3) Because being kind and thoughtful of others
dispels anxiety about your own life.
That is how I
first discovered this way forward, through empathy and mindfulness. Lying awake
in bed, stressing about the range of story lines running in my life at the
time. I was, as they say, ‘beside myself with worry’ and therefore not present
in any useful way to help myself.
Something told me
to get stuck into a larger picture. I thought of each member of my family and
what life might be like for them. I wished them well or for a miracle,
whichever I felt they needed. Then I thought of homeless people, then animals in
farms and labs, then people who were sick and scared, etc. After a while, I
drifted off, more aware of my safety and wellbeing and therefore with a new
perspective.
I realized that I
was doing more than ‘thinking’ of others. There was a quality of applying
myself, wishing the best with all my heart, fully acknowledging their
difficulties and recognizing the equal value of their life to mine. It is not
that we are all equally porns in some political game, we are all equally
gifted. Just think, if each, only apparently individual, person stopped their massive energy
quota from spiraling around, in an ever-decreasing circle and so also stopped the inevitable
implosion of thoughts that reinforce a sense of powerlessness and INSTEAD, sent
their energy out on a daily basis, looking for miracles for people, animals
and environments in trouble? What a power that wave of magic, resolution, good
will and collective knowledge would carry.
But
How To Encourage Kind Thoughts and Intentions?
Most people like to
think that their thoughts are fine, it’s everyone else’s that are incomprehensible! On closer inspection, some might be able to concede that some negativity
has got in, in the shape of fear and judgment, if not fully engaging in name
calling and wishing people dead, specifically!!

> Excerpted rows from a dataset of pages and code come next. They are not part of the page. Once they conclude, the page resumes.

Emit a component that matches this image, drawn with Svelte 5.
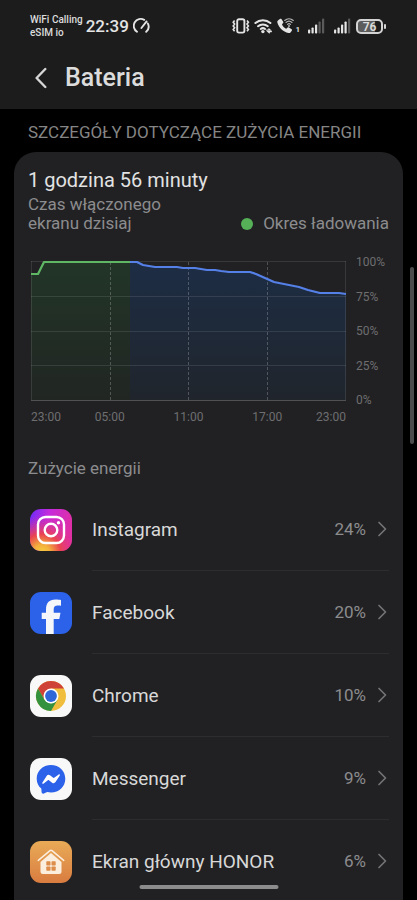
<script lang="ts">
  type App = { id: string; name: string; usage: number };

  const apps: App[] = [
    { id: 'instagram', name: 'Instagram', usage: 24 },
    { id: 'facebook', name: 'Facebook', usage: 20 },
    { id: 'chrome', name: 'Chrome', usage: 10 },
    { id: 'messenger', name: 'Messenger', usage: 9 },
    { id: 'home', name: 'Ekran główny HONOR', usage: 6 },
  ];

  const levels = ['100%', '75%', '50%', '25%', '0%'];
  const hours = ['23:00', '05:00', '11:00', '17:00', '23:00'];

  const charging = '0,13 7,13 13,1 99,1';
  const discharging =
    '99,1 106,1 112,4 124,6 146,6 152,7 164,7 170,8 176,9 184,9 190,10 198,11 219,11 225,13 234,17 243,21 268,26 277,29 289,32 308,32 315,33';
</script>

{#snippet signal(bars: number)}
  <svg class="signal" width="18" height="16" viewBox="0 0 18 16" aria-hidden="true">
    {#each [4, 6, 9, 12, 15] as h, i}
      <rect x={i * 3.5} y={15.5 - h} width="2.2" height={h} rx="0.8" fill={i < bars ? '#e4e4e4' : '#5a5a5a'} />
    {/each}
  </svg>
{/snippet}

<div class="screen">
  <header>
    <div class="status">
      <div class="carrier">
        <span>WiFi Calling</span>
        <span>eSIM io</span>
      </div>
      <time>22:39</time>
      <svg width="18" height="18" viewBox="0 0 18 18" fill="none" stroke="#e4e4e4" stroke-width="1.9" stroke-linecap="round" aria-hidden="true">
        <path d="M4 14.8A7 7 0 0 1 11.2 2.8" />
        <path d="M14.8 6.4A7 7 0 0 1 13.2 14.8" />
        <path d="M8.4 11 13.6 4.4" />
      </svg>
      <div class="indicators">
        <svg width="18" height="16" viewBox="0 0 18 16" fill="none" stroke="#e4e4e4" aria-hidden="true">
          <rect x="5.2" y="1.2" width="7.2" height="13.4" rx="1.8" stroke-width="1.9" />
          <path
            d="M2.6 2.6 1.2 4.3l1.4 1.8-1.4 1.8 1.4 1.8-1.4 1.8 1.4 1.7M15 2.6l1.4 1.7L15 6.1l1.4 1.8L15 9.700l1.400 1.800L15 13.200"
            stroke-width="1.6"
          />
        </svg>
        <svg width="19" height="16" viewBox="0 0 19 16" fill="none" stroke="#e4e4e4" stroke-width="2" stroke-linecap="round" aria-hidden="true">
          <path d="M1.4 5a11.4 11.4 0 0 1 15 0" />
          <path d="M4 8.2a7.500 7.500 0 0 1 9.800 0" />
          <path d="M6.700 11a3.600 3.600 0 0 1 4.400 0" />
          <circle cx="8.9" cy="13.6" r="1.7" fill="#e4e4e4" stroke="none" />
          <path d="M12.800 12.200h3.400l-1.300-1.200M17.400 13.600h-3.400l1.300 1.200" stroke-width="1.3" />
        </svg>
        <div class="call">
          <svg width="18" height="16" viewBox="0 0 18 16" aria-hidden="true">
            <path
              fill="#e4e4e4"
              d="M1.2 2.2 2.9.9c.5-.4 1.1-.3 1.5.2l1.8 2.6c.3.5.3 1-.1 1.400l-.9 1c-.2.3-.2.6 0 .9.8 1.500 1.900 2.600 3.400 3.500.3.2.7.2 1 0l1-1c.4-.4 1-.4 1.400-.1l2.600 1.800c.5.4.6 1 .2 1.500l-1.100 1.500c-.5.7-1.300 1-2.200.8C6 14 1.700 9.500.3 4.300c-.2-.8.2-1.600.9-2.100z"
            />
            <g fill="none" stroke="#b5b5b5" stroke-width="1.1" stroke-linecap="round">
              <path d="M7.700 2.500a6.500 6.500 0 0 1 8.600 0M9 4.500a4.500 4.500 0 0 1 6 0M10.500 6.300a2.300 2.300 0 0 1 3 0" />
            </g>
            <circle cx="12" cy="8" r="1" fill="#b5b5b5" />
          </svg>
          <small>1</small>
        </div>
        {@render signal(3)}
        {@render signal(4)}
        <div class="battery"><span>76</span></div>
      </div>
    </div>
    <div class="title">
      <button type="button" aria-label="Wstecz">
        <svg width="12" height="22" viewBox="0 0 12 22" fill="none" stroke="#d6d6d6" stroke-width="2.4" stroke-linecap="round" stroke-linejoin="round">
          <path d="M10.3 2 1.6 11l8.700 9" />
        </svg>
      </button>
      <h1>Bateria</h1>
    </div>
  </header>

  <main>
    <h2>SZCZEGÓŁY DOTYCZĄCE ZUŻYCIA ENERGII</h2>
    <section class="card">
      <h3>1 godzina 56 minuty</h3>
      <div class="summary">
        <p>Czas włączonego<br />ekranu dzisiaj</p>
        <span class="legend">Okres ładowania</span>
      </div>

      <div class="chart">
        <svg class="plot" viewBox="0 0 315 140" preserveAspectRatio="none" role="img" aria-label="Poziom baterii">
          <defs>
            <linearGradient id="green" x1="0" y1="0" x2="0" y2="1">
              <stop offset="0" stop-color="#223527" />
              <stop offset="1" stop-color="#212623" />
            </linearGradient>
            <linearGradient id="blue" x1="0" y1="0" x2="0" y2="1">
              <stop offset="0" stop-color="#1d2d45" />
              <stop offset="1" stop-color="#20252c" />
            </linearGradient>
          </defs>
          <polygon points="{charging} 99,139 0,139" fill="url(#green)" />
          <polygon points="{discharging} 315,139 99,139" fill="url(#blue)" />
          <g stroke="#fff" stroke-opacity="0.1" fill="none">
            <path d="M0 .5h315M0 35.5h315M0 70.5h315M0 104.5h315M.5 0v139M314.5 0v139" />
            <path d="M0 139.5h315" stroke-opacity="0.22" />
            <path d="M79.5 1v138M157.5 1v138M236.5 1v138" stroke-opacity="0.22" stroke-dasharray="3 2" />
          </g>
          <g fill="none" stroke-width="2.2" stroke-linejoin="round">
            <polyline points={charging} stroke="#5fb765" />
            <polyline points={discharging} stroke="#5580e8" />
          </g>
        </svg>
        <div class="levels">
          {#each levels as level}
            <span>{level}</span>
          {/each}
        </div>
        <div class="hours">
          {#each hours as hour}
            <span>{hour}</span>
          {/each}
        </div>
      </div>

      <h4>Zużycie energii</h4>
      <ul>
        {#each apps as app (app.id)}
          <li>
            <a href="#{app.id}">
              <svg class="logo" width="42" height="42" viewBox="0 0 42 42" aria-hidden="true">
                {#if app.id === 'instagram'}
                  <defs>
                    <linearGradient id="ig-base" x1="0" y1="0" x2="1" y2="0.2">
                      <stop offset="0" stop-color="#6a2bfa" />
                      <stop offset="0.45" stop-color="#c42bdc" />
                      <stop offset="1" stop-color="#de2fa8" />
                    </linearGradient>
                    <radialGradient id="ig-warm" cx="0.28" cy="1.05" r="0.9">
                      <stop offset="0" stop-color="#f8d040" />
                      <stop offset="0.22" stop-color="#f3b03c" />
                      <stop offset="0.5" stop-color="#ea4450" />
                      <stop offset="1" stop-color="#e0309c" stop-opacity="0" />
                    </radialGradient>
                  </defs>
                  <rect width="42" height="42" fill="url(#ig-base)" />
                  <rect width="42" height="42" fill="url(#ig-warm)" />
                  <g fill="none" stroke="#fff" stroke-width="2.4">
                    <rect x="8" y="8" width="26" height="26" rx="7.5" />
                    <circle cx="21" cy="21" r="6.3" />
                  </g>
                  <circle cx="28.5" cy="13.7" r="1.7" fill="#fff" />
                {:else if app.id === 'facebook'}
                  <rect width="42" height="42" fill="#2c62ea" />
                  <path
                    fill="#f4f6fa"
                    d="M16 42V27h-4.300v-6.200H16v-3.300c0-6.500 3-10 9.500-10 2.200 0 4.300.2 5.500.6v5.700c-.8-.2-2-.3-3.300-.3-2.900 0-4 1.200-4 3.900v3.400h6.800L29.300 27h-5.600v15z"
                  />
                {:else if app.id === 'chrome'}
                  <rect width="42" height="42" fill="#f8f8f8" />
                  <circle cx="21" cy="21" r="15" fill="#f0bd3c" />
                  <path d="M8 13.500A15 15 0 0 1 34 13.500H21L14.500 24.700z" fill="#cf4237" />
                  <path d="M8 13.500A15 15 0 0 0 21 36l6.500-11.300L21 28.500l-6.500-3.800z" fill="#34923f" />
                  <circle cx="21" cy="21" r="7.5" fill="#fff" />
                  <circle cx="21" cy="21" r="5.9" fill="#2f66d8" />
                {:else if app.id === 'messenger'}
                  <rect width="42" height="42" fill="#f8f8f8" />
                  <path
                    fill="#2c62ea"
                    d="M21 7C12.800 7 6.700 12.900 6.700 20.700c0 4.100 1.700 7.500 4.600 9.900l.3 3.700c.1 1.200 1.200 1.800 2.300 1.300l3.300-1.500c1.200.3 2.500.5 3.800.5 8.200 0 14.300-6 14.300-13.800S29.200 7 21 7z"
                  />
                  <path
                    fill="#fff"
                    d="M12.300 24.700 16.600 17.900c.8-1.200 2.300-1.500 3.400-.6l3.200 2.500c.3.2.7.2 1 0l4.500-3.400c.7-.5 1.500.2 1.100 1l-4.300 6.700c-.8 1.200-2.300 1.500-3.400.6l-3.200-2.400c-.3-.3-.7-.3-1 0l-4.500 3.400c-.7.5-1.500-.3-1.100-1z"
                  />
                {:else}
                  <defs>
                    <linearGradient id="home-bg" x1="0" y1="0" x2="0" y2="1">
                      <stop offset="0" stop-color="#e9ab57" />
                      <stop offset="1" stop-color="#d97c40" />
                    </linearGradient>
                  </defs>
                  <rect width="42" height="42" fill="url(#home-bg)" />
                  <path d="M10.500 21 21 12l10.500 9v9.500a2.500 2.500 0 0 1-2.500 2.500H13a2.500 2.500 0 0 1-2.500-2.500z" fill="#fbeedd" />
                  <path d="M8.300 19.400 20 9.600q1-.8 2 0l11.700 9.800" fill="none" stroke="#fbeedd" stroke-width="1.5" stroke-linecap="round" />
                  <g fill="#dd8c4a">
                    <rect x="16.3" y="20.3" width="4.2" height="4.2" rx="0.7" />
                    <rect x="21.5" y="20.3" width="4.2" height="4.2" rx="0.7" />
                    <rect x="16.3" y="25.5" width="4.2" height="4.2" rx="0.7" />
                    <rect x="21.5" y="25.5" width="4.2" height="4.2" rx="0.7" />
                  </g>
                {/if}
              </svg>
              <span class="row">
                <span class="name">{app.name}</span>
                <span class="usage">{app.usage}%</span>
                <svg width="10" height="16" viewBox="0 0 10 16" fill="none" stroke="#737375" stroke-width="1.7" stroke-linecap="round" stroke-linejoin="round" aria-hidden="true">
                  <path d="M2 1.500 8.500 8 2 14.500" />
                </svg>
              </span>
            </a>
          </li>
        {/each}
      </ul>
    </section>
  </main>

  <div class="scrollbar"></div>
  <div class="home-bar"></div>
</div>

<style>
  :global(body) {
    background: #000;
  }

  .screen {
    position: relative;
    height: 100vh;
    overflow: hidden;
    font-family: Roboto, 'Noto Sans', sans-serif;
    color: #dcdcdc;
    background: #000;
  }

  header {
    padding: 12px 34px 15px 30px;
    background: #1c1c1c;
  }

  .status {
    display: flex;
    align-items: center;
    height: 28px;

    & time {
      margin: 0 4px 0 3px;
      font-size: 17px;
      font-weight: 500;
      color: #e4e4e4;
    }
  }

  .carrier {
    display: flex;
    flex-direction: column;
    font-size: 10px;
    font-weight: 500;
    line-height: 13px;
    white-space: nowrap;
  }

  .indicators {
    display: flex;
    gap: 4px;
    align-items: center;
    margin-left: auto;
  }

  .call {
    display: flex;
    align-items: flex-end;

    & small {
      font-size: 8px;
      font-weight: 700;
      line-height: 8px;
    }
  }

  .signal {
    margin-left: 4px;
  }

  .battery {
    position: relative;
    box-sizing: border-box;
    width: 27px;
    height: 15px;
    font-size: 12px;
    font-weight: 600;
    line-height: 12px;
    text-align: center;
    background: linear-gradient(90deg, #5c5c5c 76%, #1c1c1c 76%);
    border: 2px solid #d4d4d4;
    border-radius: 5px;

    &::after {
      position: absolute;
      top: 3px;
      right: -5px;
      width: 2px;
      height: 5px;
      content: '';
      background: #d4d4d4;
      border-radius: 1px;
    }
  }

  .title {
    display: flex;
    gap: 18px;
    align-items: center;
    height: 32px;
    padding: 22px 0 0 5px;

    & button {
      display: flex;
      padding: 0;
      cursor: pointer;
      background: none;
      border: none;
    }
  }

  h1,
  h2,
  h3,
  h4,
  p,
  ul {
    padding: 0;
    margin: 0;
  }

  h1 {
    font-size: 25px;
    font-weight: 500;
    line-height: 32px;
  }

  h2 {
    padding: 13px 28px 10px;
    font-size: 17px;
    font-weight: 400;
    line-height: 20px;
    color: #858585;
    white-space: nowrap;
  }

  .card {
    min-height: 100vh;
    padding: 16px 14px;
    margin: 0 14px;
    background: #212123;
    border-radius: 22px;
  }

  h3 {
    font-size: 20px;
    font-weight: 400;
    line-height: 24px;
    color: #e2e2e2;
  }

  .summary {
    display: flex;
    align-items: flex-end;
    justify-content: space-between;
    padding-top: 3px;
    font-size: 17px;
    line-height: 19px;
    color: #8c8c8e;
  }

  .legend {
    display: flex;
    gap: 10px;
    align-items: center;

    &::before {
      width: 12px;
      height: 12px;
      content: '';
      background: #55b058;
      border-radius: 50%;
    }
  }

  .chart {
    display: grid;
    grid-template-columns: 1fr 33px;
    column-gap: 10px;
    margin: 28px 0 0 3px;
    font-size: 12px;
    line-height: 14px;
    color: #6e6e70;
  }

  .plot {
    width: 100%;
    height: 140px;
    overflow: visible;
  }

  .levels {
    display: flex;
    flex-direction: column;
    justify-content: space-between;
    margin: -6px 0;
  }

  /* the inner labels are centred under the dashed lines */
  .hours {
    display: grid;
    grid-template-columns: 1fr 2fr 2fr 2fr 1fr;
    padding-top: 9px;
    text-align: center;

    & span:first-child {
      text-align: left;
    }

    & span:last-child {
      text-align: right;
    }
  }

  h4 {
    margin-top: 34px;
    font-size: 17px;
    font-weight: 400;
    line-height: 20px;
    color: #8c8c8e;
  }

  ul {
    margin-top: 10px;
    list-style: none;
  }

  a {
    display: flex;
    gap: 20px;
    align-items: center;
    padding-left: 2px;
    color: inherit;
    text-decoration: none;
  }

  .logo {
    flex: none;
    border-radius: 11px;
  }

  .row {
    display: flex;
    flex: 1;
    align-items: center;
    height: 82px;
    padding-right: 2px;
    border-bottom: 1px solid #2d2d2f;
  }

  .name {
    flex: 1;
    font-size: 19px;
    color: #d8d8d8;
  }

  .usage {
    margin-right: 11px;
    font-size: 17px;
    color: #8c8c8e;
  }

  .scrollbar {
    position: absolute;
    top: 267px;
    right: 3px;
    width: 4px;
    height: 177px;
    background: #4c4c4c;
    border-radius: 2px;
  }

  .home-bar {
    position: absolute;
    bottom: 11px;
    left: 50%;
    width: 139px;
    height: 4px;
    background: #8c8c8c;
    border-radius: 2px;
    transform: translateX(-50%);
  }
</style>
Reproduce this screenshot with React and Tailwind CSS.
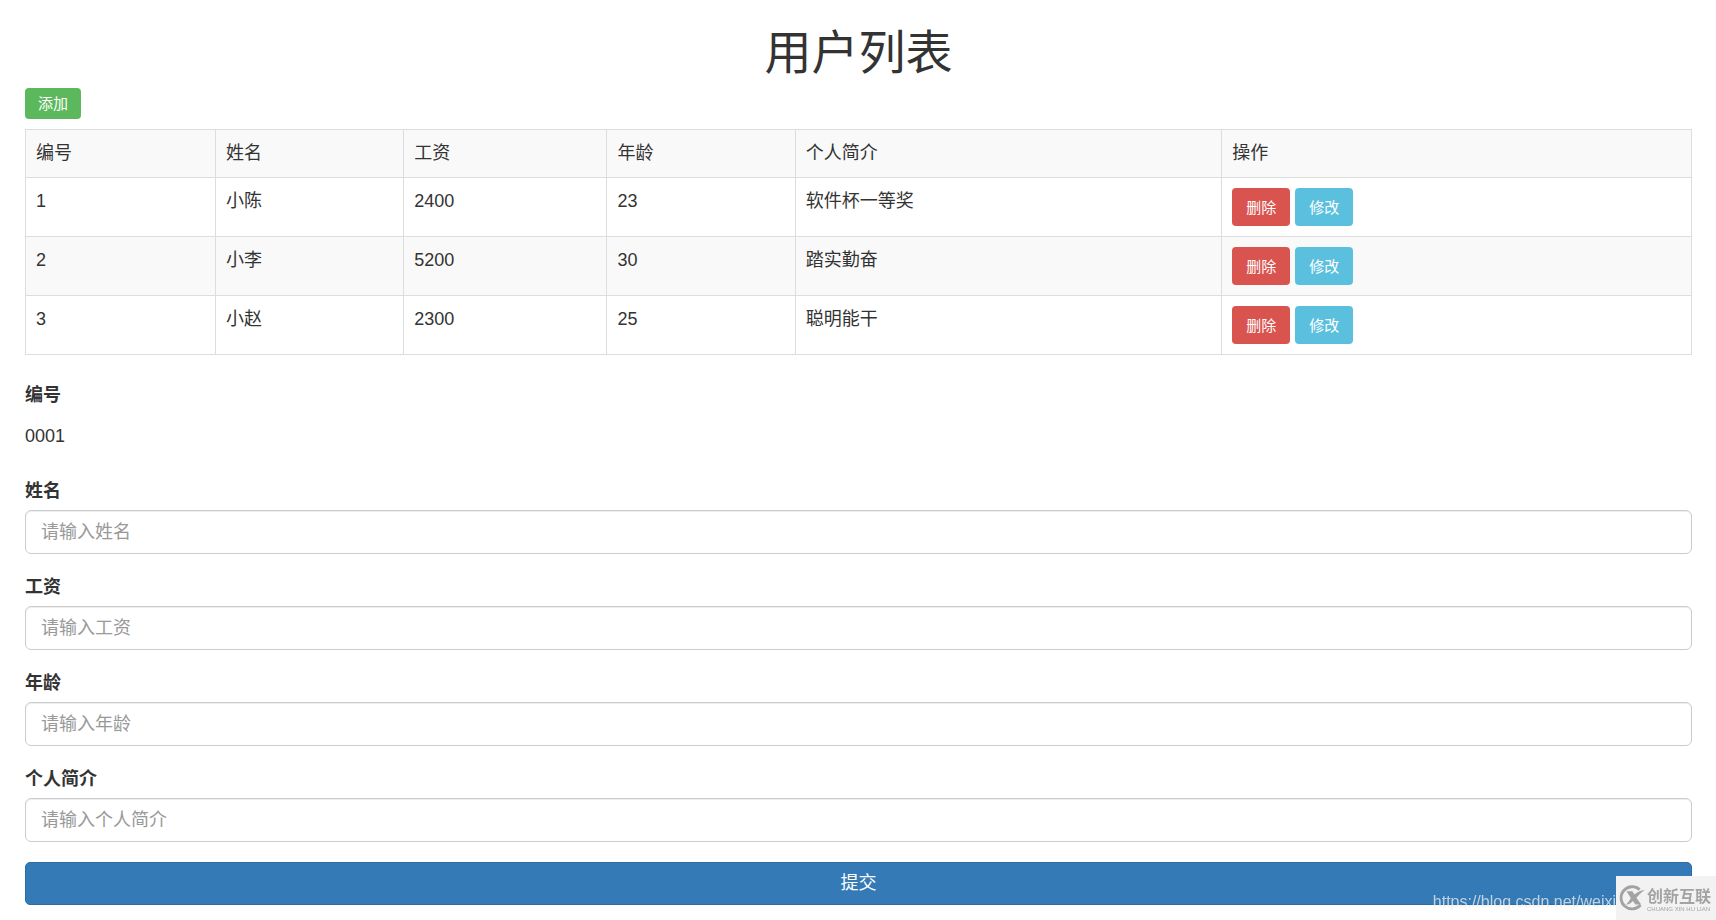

I was caught in an oscillation
between personally painful stories and anger at the pain inflicted on others. I
suspect a lot of people would agree that only a few minutes every day are consciously
spent in peaceful well wishing. Now to get our other 23 and a half hours up to
standard.
I know that
gratefulness is often talked about but I currently think that if you practice
it (by which I mean, list things you could be grateful for every day, even if
you don’t feel particularly grateful at the time) it can become the filter
through which you actually SEE life. That is because you have to LOOK for
things to be glad of. This is the very opposite of, say, a health and safety
inspector, who has trained themselves to look for all the potential hazards and
accidents waiting to happen. With gratitude, you train yourself to look for and
eventually quickly see, the blessings in a situation and the real gifts of your
surroundings.
The process has a
progression to it which is: Gratitude, increased appreciation, change of focus
from lack and resistance to occasional,
then predominant, gladness, felt in your body. The cascade of gladness becomes
more easily triggered and drenches every cell in the body. Thoughts become less
entrenched and imagination flows beyond what is to what could be. A vision is
formed.
Today’s Example
Top 10 things I’m
grateful for:
1) A loaf of homemade bread not successful
enough to sell at the café so unexpectedly available for my own breakfast.
2) An avocado has simultaneously ripened to
perfection and I find oil, apple cider
vinegar and mustard for my favourite vinaigrette and some leaves of home grown
lettuce.
3) I have a community of friends and one top
favourite came at once to help me get a rug on Magic for the cold snap to
come.
4) There was time for tea, to taste-test the raw
banoffi pie, to light the stove, to put the world to rights, to help get the
40kg of coal out of the car at last and for her to remind and encourage me to write and share ideas. She thinks more and more people are starting to see things like I do.
5) I find the stove is still on this morning
and it kicks off again with a few sticks.
6) The dogs don’t chase the cyclists.
7) It is warm enough to sit for an hour on the
doorstep with my dressing gown hood as a sun visor.
8) I am warm, healthy and getting back on form,
spiritually ahd physically. I can do the splits. I have always seen them as the physical
representation of mental freedom and flexibility: ie The belief that I may be
wrong and I may be right, about things as I go along, but either way, I’m going to
trust myself to participate in the dance of life and to trust others as well.
9) I’m so glad of the Plaza at Paulstown with
their soya cappuccinos and free wifi. It’s far enough away from Harmony Hall not
to trash the frequencies I’m chanelling here but seriously handy, being in the
nearest village!
10)
Best
of all, I feel I’m back and that my frame of mind and heart are positive and
sustainable. I’m off to thank nature in person and any other dimensions of life
I come into contact with. Which might be quite a few!